As I’ve said many times, I actually have to be kind of careful when I start talking about people I care about. Because if I’m not careful, I can talk for hours how any given one of them is so great — and why. Well past the point that anyone would care to listen. (For example, I slipped and spent about an hour one night on the Poly Land Discord gushing about a couple women I adore. Adorable? Maybe but so extra.)

I can also get really emotional thinking about how lucky I am to have my friends in my life. Like… to the point where I can’t do anything. I get choked up.

But I recognize this isn’t universal. Probably not even “normal” (whatever the heck that means anymore).

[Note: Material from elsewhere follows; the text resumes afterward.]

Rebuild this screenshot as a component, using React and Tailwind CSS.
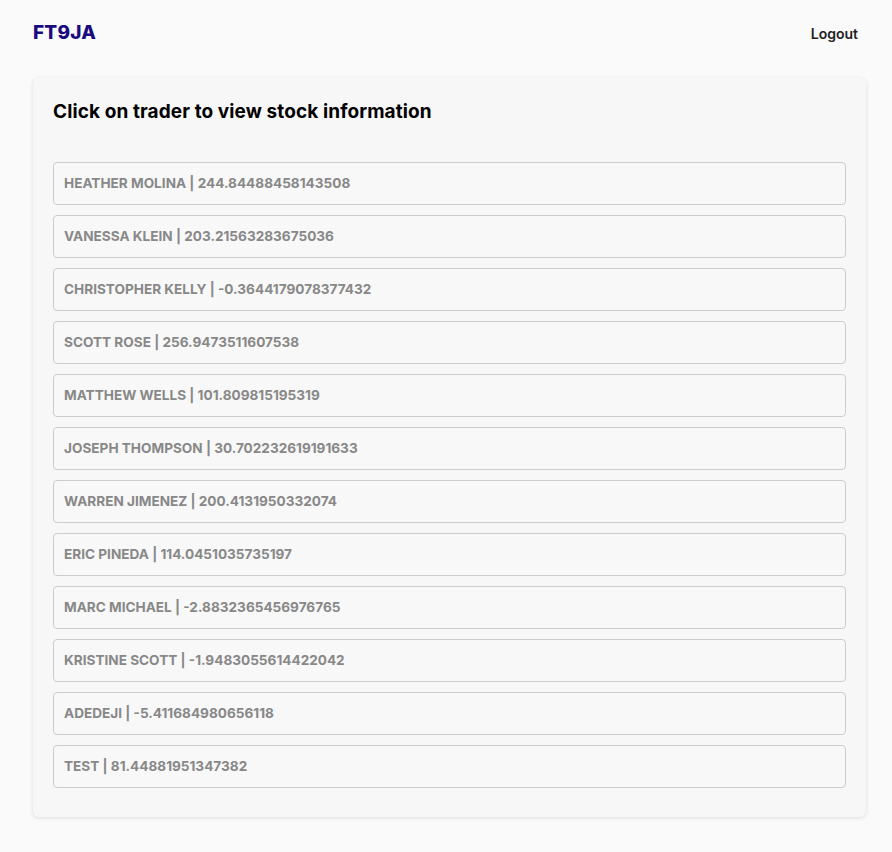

And I consistently will encounter people who have never gotten out of that mode, where they primarily see value in hindsight. Heck, I’ve even been stung by it, when exes who took me for granted suddenly see my value once we’ve parted.

Anyway, I’ve found that others are quick to judge people like that, who only see value in hindsight. But I find myself going a different direction with it. It has to be so hard to live like that.

It has to be truly painful only to appreciate value in hindsight. To only want the things you’ve already lost.